REQUEST >>
Print all records exactly, leaving nothing out.

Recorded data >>

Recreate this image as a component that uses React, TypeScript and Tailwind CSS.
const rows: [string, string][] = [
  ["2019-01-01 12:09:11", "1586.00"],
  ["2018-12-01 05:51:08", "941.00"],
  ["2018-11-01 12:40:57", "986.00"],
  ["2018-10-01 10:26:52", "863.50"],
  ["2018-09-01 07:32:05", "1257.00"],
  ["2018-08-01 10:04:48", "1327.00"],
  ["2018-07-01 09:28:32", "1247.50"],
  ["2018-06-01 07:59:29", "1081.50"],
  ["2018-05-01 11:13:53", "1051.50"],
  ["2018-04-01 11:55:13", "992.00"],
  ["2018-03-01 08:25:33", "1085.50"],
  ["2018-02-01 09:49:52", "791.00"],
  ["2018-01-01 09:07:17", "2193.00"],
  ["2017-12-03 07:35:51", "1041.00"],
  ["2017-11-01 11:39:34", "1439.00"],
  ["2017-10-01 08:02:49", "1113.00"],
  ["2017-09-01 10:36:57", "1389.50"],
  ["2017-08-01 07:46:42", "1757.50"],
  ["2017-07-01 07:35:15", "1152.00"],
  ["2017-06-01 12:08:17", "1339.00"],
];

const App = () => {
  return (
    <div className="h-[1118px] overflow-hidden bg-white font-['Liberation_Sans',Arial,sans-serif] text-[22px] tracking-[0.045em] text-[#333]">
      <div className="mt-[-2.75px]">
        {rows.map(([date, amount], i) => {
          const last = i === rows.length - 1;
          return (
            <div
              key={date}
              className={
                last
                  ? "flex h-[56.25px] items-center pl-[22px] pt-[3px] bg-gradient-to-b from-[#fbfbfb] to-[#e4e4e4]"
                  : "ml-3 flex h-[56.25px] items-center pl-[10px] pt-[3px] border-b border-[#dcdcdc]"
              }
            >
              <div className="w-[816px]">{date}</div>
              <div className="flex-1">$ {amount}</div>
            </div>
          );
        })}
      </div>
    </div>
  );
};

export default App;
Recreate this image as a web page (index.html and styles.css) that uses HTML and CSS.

SOLUTION TO THE PROBLEM >>
Recreate this image as a component that uses React, TypeScript and Tailwind CSS.
const rows: [string, string][] = [
  ["2019-01-01 12:09:11", "1586.00"],
  ["2018-12-01 05:51:08", "941.00"],
  ["2018-11-01 12:40:57", "986.00"],
  ["2018-10-01 10:26:52", "863.50"],
  ["2018-09-01 07:32:05", "1257.00"],
  ["2018-08-01 10:04:48", "1327.00"],
  ["2018-07-01 09:28:32", "1247.50"],
  ["2018-06-01 07:59:29", "1081.50"],
  ["2018-05-01 11:13:53", "1051.50"],
  ["2018-04-01 11:55:13", "992.00"],
  ["2018-03-01 08:25:33", "1085.50"],
  ["2018-02-01 09:49:52", "791.00"],
  ["2018-01-01 09:07:17", "2193.00"],
  ["2017-12-03 07:35:51", "1041.00"],
  ["2017-11-01 11:39:34", "1439.00"],
  ["2017-10-01 08:02:49", "1113.00"],
  ["2017-09-01 10:36:57", "1389.50"],
  ["2017-08-01 07:46:42", "1757.50"],
  ["2017-07-01 07:35:15", "1152.00"],
  ["2017-06-01 12:08:17", "1339.00"],
];

const App = () => {
  return (
    <div className="h-[1118px] overflow-hidden bg-white font-['Liberation_Sans',Arial,sans-serif] text-[22px] tracking-[0.045em] text-[#333]">
      <div className="mt-[-2.75px]">
        {rows.map(([date, amount], i) => {
          const last = i === rows.length - 1;
          return (
            <div
              key={date}
              className={
                last
                  ? "flex h-[56.25px] items-center pl-[22px] pt-[3px] bg-gradient-to-b from-[#fbfbfb] to-[#e4e4e4]"
                  : "ml-3 flex h-[56.25px] items-center pl-[10px] pt-[3px] border-b border-[#dcdcdc]"
              }
            >
              <div className="w-[816px]">{date}</div>
              <div className="flex-1">$ {amount}</div>
            </div>
          );
        })}
      </div>
    </div>
  );
};

export default App;
Recreate this image as a web page (index.html and styles.css) that uses HTML and CSS.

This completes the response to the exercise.